-- MATERIAL --
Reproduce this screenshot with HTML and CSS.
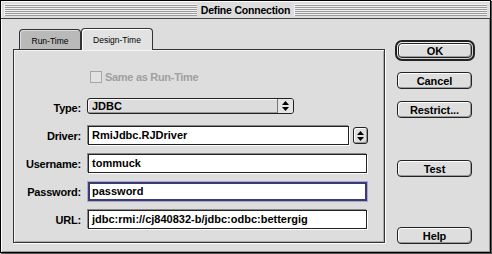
FILE: index.html
```html
<!DOCTYPE html>
<html>
<head>
<meta charset="utf-8">
<title>Define Connection</title>
<link rel="stylesheet" href="styles.css">
</head>
<body>
<div class="window">
  <div class="titlebar">
    <div class="stripes"></div>
    <div class="title">Define Connection</div>
    <div class="stripes"></div>
  </div>
  <div class="content">
    <div class="tabarea">
      <div class="tabs">
        <div class="tab run">Run-Time</div>
        <div class="tab active">Design-Time</div>
      </div>
      <div class="panel">
        <div class="checkrow">
          <span class="checkbox"></span>
          <span class="checklabel">Same as Run-Time</span>
        </div>
        <div class="form">
          <div class="label">Type:</div>
          <div class="popup">
            <span class="popup-text">JDBC</span>
            <span class="popup-arrows">
              <svg width="7" height="10" viewBox="0 0 7 10"><polygon points="3.5,0 7,4 0,4" fill="#000"/><polygon points="0,6 7,6 3.5,10" fill="#000"/></svg>
            </span>
          </div>

          <div class="label">Driver:</div>
          <div class="fieldrow">
            <div class="field driver">RmiJdbc.RJDriver</div>
            <div class="stepper">
              <svg width="7" height="10" viewBox="0 0 7 10"><polygon points="3.5,0 7,4 0,4" fill="#000"/><polygon points="0,6 7,6 3.5,10" fill="#000"/></svg>
            </div>
          </div>

          <div class="label">Username:</div>
          <div class="field">tommuck</div>

          <div class="label">Password:</div>
          <div class="field focused">password</div>

          <div class="label">URL:</div>
          <div class="field">jdbc:rmi://cj840832-b/jdbc:odbc:bettergig</div>
        </div>
      </div>
    </div>
    <div class="buttons">
      <div class="default-ring"><div class="btn">OK</div></div>
      <div class="btn cancel">Cancel</div>
      <div class="btn restrict">Restrict...</div>
      <div class="btn test">Test</div>
      <div class="btn help">Help</div>
    </div>
  </div>
</div>
</body>
</html>
```

FILE: styles.css
```css
* { box-sizing: border-box; }

html, body {
  margin: 0;
  padding: 0;
  background: #dddddd;
}

body {
  width: 492px;
  height: 254px;
  overflow: hidden;
  font-family: "Liberation Sans", Arial, sans-serif;
  font-weight: bold;
  font-size: 11px;
  color: #000;
}

.window {
  width: 491px;
  height: 253px;
  border: 1px solid #000;
  background: #dddddd;
  box-shadow: inset 1px 1px 0 #ffffff, inset -1px -1px 0 #999999, 1px 1px 0 #555;
  display: flex;
  flex-direction: column;
}

.titlebar {
  height: 18px;
  display: flex;
  align-items: stretch;
  padding: 2px 3px 2px 3px;
  border-bottom: 1px solid #444;
  background: #dddddd;
  box-shadow: inset 1px 1px 0 #fff;
}

.stripes {
  flex: 1;
  margin-top: 1px;
  background: repeating-linear-gradient(to bottom, #f2f2f2 0, #f2f2f2 1px, #9a9a9a 1px, #9a9a9a 2px);
  border-left: 1px solid #f2f2f2;
}

.title {
  padding: 0 4px;
  font-size: 10.5px;
  line-height: 14px;
  letter-spacing: -0.2px;
  white-space: nowrap;
}

.content {
  flex: 1;
  display: flex;
  padding: 9px 0 0 12px;
}

.tabarea {
  width: 372px;
  display: flex;
  flex-direction: column;
}

.tabs {
  display: flex;
  align-items: flex-start;
  height: 22px;
  margin-left: 6px;
  margin-bottom: -1px;
  position: relative;
  z-index: 1;
}

.tab {
  border: 1px solid #333;
  border-bottom: none;
  border-radius: 4px 4px 0 0;
  font-family: "Liberation Sans", Arial, sans-serif;
  font-weight: normal;
  font-size: 8.5px;
  display: flex;
  align-items: center;
  justify-content: center;
}

.tab.run {
  width: 62px;
  height: 20px;
  margin-top: 1px;
  background: #b9b9b9;
  box-shadow: inset 1px 1px 0 #dcdcdc;
  padding-top: 2px;
}

.tab.active {
  width: 72px;
  height: 22px;
  background: #e2e2e2;
  box-shadow: inset 1px 1px 0 #fff;
  padding-top: 1px;
}

.panel {
  height: 194px;
  border: 1px solid #333;
  background: #dddddd;
  box-shadow: inset 1px 1px 0 #f4f4f4, inset -1px -1px 0 #aaaaaa, 1px 1px 0 #fff;
}

.checkrow {
  display: flex;
  align-items: center;
  margin-top: 21px;
  padding-left: 76px;
  height: 12px;
  color: #a0a0a0;
}

.checkbox {
  width: 12px;
  height: 12px;
  border: 1px solid #a8a8a8;
  background: #e2e2e2;
  margin-right: 3px;
}

.checklabel {
  letter-spacing: -0.3px;
}

.form {
  margin-top: 15px;
  display: grid;
  grid-template-columns: 67px 1fr;
  column-gap: 7px;
  row-gap: 9px;
  align-items: center;
}

.label {
  text-align: right;
  letter-spacing: -0.2px;
}

.popup {
  width: 207px;
  height: 16px;
  margin-left: -1px;
  margin-bottom: 3px;
  border: 1px solid #222;
  border-radius: 3px;
  background: #dcdcdc;
  box-shadow: inset 1px 1px 0 #fafafa, inset -1px -1px 0 #999;
  display: flex;
  align-items: stretch;
}

.popup-text {
  flex: 1;
  padding-left: 4px;
  line-height: 14px;
}

.popup-arrows {
  width: 16px;
  border-left: 1px solid #777;
  display: flex;
  align-items: center;
  justify-content: center;
  background: #e4e4e4;
  border-radius: 0 2px 2px 0;
}

.fieldrow {
  display: flex;
  align-items: center;
  gap: 4px;
}

.field {
  width: 279px;
  height: 19px;
  border: 1px solid #222;
  background: #fff;
  box-shadow: -1px -1px 0 #888, 1px 1px 0 #fff;
  padding-left: 3px;
  line-height: 17px;
  white-space: nowrap;
  overflow: hidden;
}

.field.driver {
  width: 261px;
}

.field.focused {
  border: 2px solid #3b3b72;
  box-shadow: 0 0 0 1px #a8a8d0;
  padding-left: 2px;
  line-height: 15px;
}

.stepper {
  width: 15px;
  height: 17px;
  border: 1px solid #222;
  border-radius: 3px;
  background: #e0e0e0;
  box-shadow: inset 1px 1px 0 #fff, inset -1px -1px 0 #999;
  display: flex;
  align-items: center;
  justify-content: center;
}

.buttons {
  margin-left: 12px;
  padding-top: 12px;
  display: flex;
  flex-direction: column;
  width: 80px;
}

.btn {
  width: 75px;
  height: 17px;
  border: 1px solid #222;
  border-radius: 4px;
  background: #dedede;
  box-shadow: inset 1px 1px 0 #fff, inset -1px -1px 0 #9a9a9a;
  display: flex;
  align-items: center;
  justify-content: center;
  letter-spacing: -0.1px;
}

.default-ring {
  width: 80px;
  height: 21px;
  margin-left: -2px;
  border: 2px solid #222;
  border-radius: 7px;
  padding: 1px 0 0 1px;
  background: #d0d0d0;
  box-shadow: inset 1px 1px 0 #f0f0f0;
}

.default-ring .btn {
  width: 74px;
  height: 15px;
}

.cancel { margin-top: 11px; }
.restrict { margin-top: 12px; }
.test { margin-top: 42px; }
.help { margin-top: 50px; }
```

-- PROBLEM REQUIREMENTS --
Give all the lines above again, character for character, without pictures.

-- ANSWER FOR THE TASK --
Reproduce this screenshot with HTML and CSS.
FILE: index.html
```html
<!DOCTYPE html>
<html>
<head>
<meta charset="utf-8">
<title>Define Connection</title>
<link rel="stylesheet" href="styles.css">
</head>
<body>
<div class="window">
  <div class="titlebar">
    <div class="stripes"></div>
    <div class="title">Define Connection</div>
    <div class="stripes"></div>
  </div>
  <div class="content">
    <div class="tabarea">
      <div class="tabs">
        <div class="tab run">Run-Time</div>
        <div class="tab active">Design-Time</div>
      </div>
      <div class="panel">
        <div class="checkrow">
          <span class="checkbox"></span>
          <span class="checklabel">Same as Run-Time</span>
        </div>
        <div class="form">
          <div class="label">Type:</div>
          <div class="popup">
            <span class="popup-text">JDBC</span>
            <span class="popup-arrows">
              <svg width="7" height="10" viewBox="0 0 7 10"><polygon points="3.5,0 7,4 0,4" fill="#000"/><polygon points="0,6 7,6 3.5,10" fill="#000"/></svg>
            </span>
          </div>

          <div class="label">Driver:</div>
          <div class="fieldrow">
            <div class="field driver">RmiJdbc.RJDriver</div>
            <div class="stepper">
              <svg width="7" height="10" viewBox="0 0 7 10"><polygon points="3.5,0 7,4 0,4" fill="#000"/><polygon points="0,6 7,6 3.5,10" fill="#000"/></svg>
            </div>
          </div>

          <div class="label">Username:</div>
          <div class="field">tommuck</div>

          <div class="label">Password:</div>
          <div class="field focused">password</div>

          <div class="label">URL:</div>
          <div class="field">jdbc:rmi://cj840832-b/jdbc:odbc:bettergig</div>
        </div>
      </div>
    </div>
    <div class="buttons">
      <div class="default-ring"><div class="btn">OK</div></div>
      <div class="btn cancel">Cancel</div>
      <div class="btn restrict">Restrict...</div>
      <div class="btn test">Test</div>
      <div class="btn help">Help</div>
    </div>
  </div>
</div>
</body>
</html>
```

FILE: styles.css
```css
* { box-sizing: border-box; }

html, body {
  margin: 0;
  padding: 0;
  background: #dddddd;
}

body {
  width: 492px;
  height: 254px;
  overflow: hidden;
  font-family: "Liberation Sans", Arial, sans-serif;
  font-weight: bold;
  font-size: 11px;
  color: #000;
}

.window {
  width: 491px;
  height: 253px;
  border: 1px solid #000;
  background: #dddddd;
  box-shadow: inset 1px 1px 0 #ffffff, inset -1px -1px 0 #999999, 1px 1px 0 #555;
  display: flex;
  flex-direction: column;
}

.titlebar {
  height: 18px;
  display: flex;
  align-items: stretch;
  padding: 2px 3px 2px 3px;
  border-bottom: 1px solid #444;
  background: #dddddd;
  box-shadow: inset 1px 1px 0 #fff;
}

.stripes {
  flex: 1;
  margin-top: 1px;
  background: repeating-linear-gradient(to bottom, #f2f2f2 0, #f2f2f2 1px, #9a9a9a 1px, #9a9a9a 2px);
  border-left: 1px solid #f2f2f2;
}

.title {
  padding: 0 4px;
  font-size: 10.5px;
  line-height: 14px;
  letter-spacing: -0.2px;
  white-space: nowrap;
}

.content {
  flex: 1;
  display: flex;
  padding: 9px 0 0 12px;
}

.tabarea {
  width: 372px;
  display: flex;
  flex-direction: column;
}

.tabs {
  display: flex;
  align-items: flex-start;
  height: 22px;
  margin-left: 6px;
  margin-bottom: -1px;
  position: relative;
  z-index: 1;
}

.tab {
  border: 1px solid #333;
  border-bottom: none;
  border-radius: 4px 4px 0 0;
  font-family: "Liberation Sans", Arial, sans-serif;
  font-weight: normal;
  font-size: 8.5px;
  display: flex;
  align-items: center;
  justify-content: center;
}

.tab.run {
  width: 62px;
  height: 20px;
  margin-top: 1px;
  background: #b9b9b9;
  box-shadow: inset 1px 1px 0 #dcdcdc;
  padding-top: 2px;
}

.tab.active {
  width: 72px;
  height: 22px;
  background: #e2e2e2;
  box-shadow: inset 1px 1px 0 #fff;
  padding-top: 1px;
}

.panel {
  height: 194px;
  border: 1px solid #333;
  background: #dddddd;
  box-shadow: inset 1px 1px 0 #f4f4f4, inset -1px -1px 0 #aaaaaa, 1px 1px 0 #fff;
}

.checkrow {
  display: flex;
  align-items: center;
  margin-top: 21px;
  padding-left: 76px;
  height: 12px;
  color: #a0a0a0;
}

.checkbox {
  width: 12px;
  height: 12px;
  border: 1px solid #a8a8a8;
  background: #e2e2e2;
  margin-right: 3px;
}

.checklabel {
  letter-spacing: -0.3px;
}

.form {
  margin-top: 15px;
  display: grid;
  grid-template-columns: 67px 1fr;
  column-gap: 7px;
  row-gap: 9px;
  align-items: center;
}

.label {
  text-align: right;
  letter-spacing: -0.2px;
}

.popup {
  width: 207px;
  height: 16px;
  margin-left: -1px;
  margin-bottom: 3px;
  border: 1px solid #222;
  border-radius: 3px;
  background: #dcdcdc;
  box-shadow: inset 1px 1px 0 #fafafa, inset -1px -1px 0 #999;
  display: flex;
  align-items: stretch;
}

.popup-text {
  flex: 1;
  padding-left: 4px;
  line-height: 14px;
}

.popup-arrows {
  width: 16px;
  border-left: 1px solid #777;
  display: flex;
  align-items: center;
  justify-content: center;
  background: #e4e4e4;
  border-radius: 0 2px 2px 0;
}

.fieldrow {
  display: flex;
  align-items: center;
  gap: 4px;
}

.field {
  width: 279px;
  height: 19px;
  border: 1px solid #222;
  background: #fff;
  box-shadow: -1px -1px 0 #888, 1px 1px 0 #fff;
  padding-left: 3px;
  line-height: 17px;
  white-space: nowrap;
  overflow: hidden;
}

.field.driver {
  width: 261px;
}

.field.focused {
  border: 2px solid #3b3b72;
  box-shadow: 0 0 0 1px #a8a8d0;
  padding-left: 2px;
  line-height: 15px;
}

.stepper {
  width: 15px;
  height: 17px;
  border: 1px solid #222;
  border-radius: 3px;
  background: #e0e0e0;
  box-shadow: inset 1px 1px 0 #fff, inset -1px -1px 0 #999;
  display: flex;
  align-items: center;
  justify-content: center;
}

.buttons {
  margin-left: 12px;
  padding-top: 12px;
  display: flex;
  flex-direction: column;
  width: 80px;
}

.btn {
  width: 75px;
  height: 17px;
  border: 1px solid #222;
  border-radius: 4px;
  background: #dedede;
  box-shadow: inset 1px 1px 0 #fff, inset -1px -1px 0 #9a9a9a;
  display: flex;
  align-items: center;
  justify-content: center;
  letter-spacing: -0.1px;
}

.default-ring {
  width: 80px;
  height: 21px;
  margin-left: -2px;
  border: 2px solid #222;
  border-radius: 7px;
  padding: 1px 0 0 1px;
  background: #d0d0d0;
  box-shadow: inset 1px 1px 0 #f0f0f0;
}

.default-ring .btn {
  width: 74px;
  height: 15px;
}

.cancel { margin-top: 11px; }
.restrict { margin-top: 12px; }
.test { margin-top: 42px; }
.help { margin-top: 50px; }
```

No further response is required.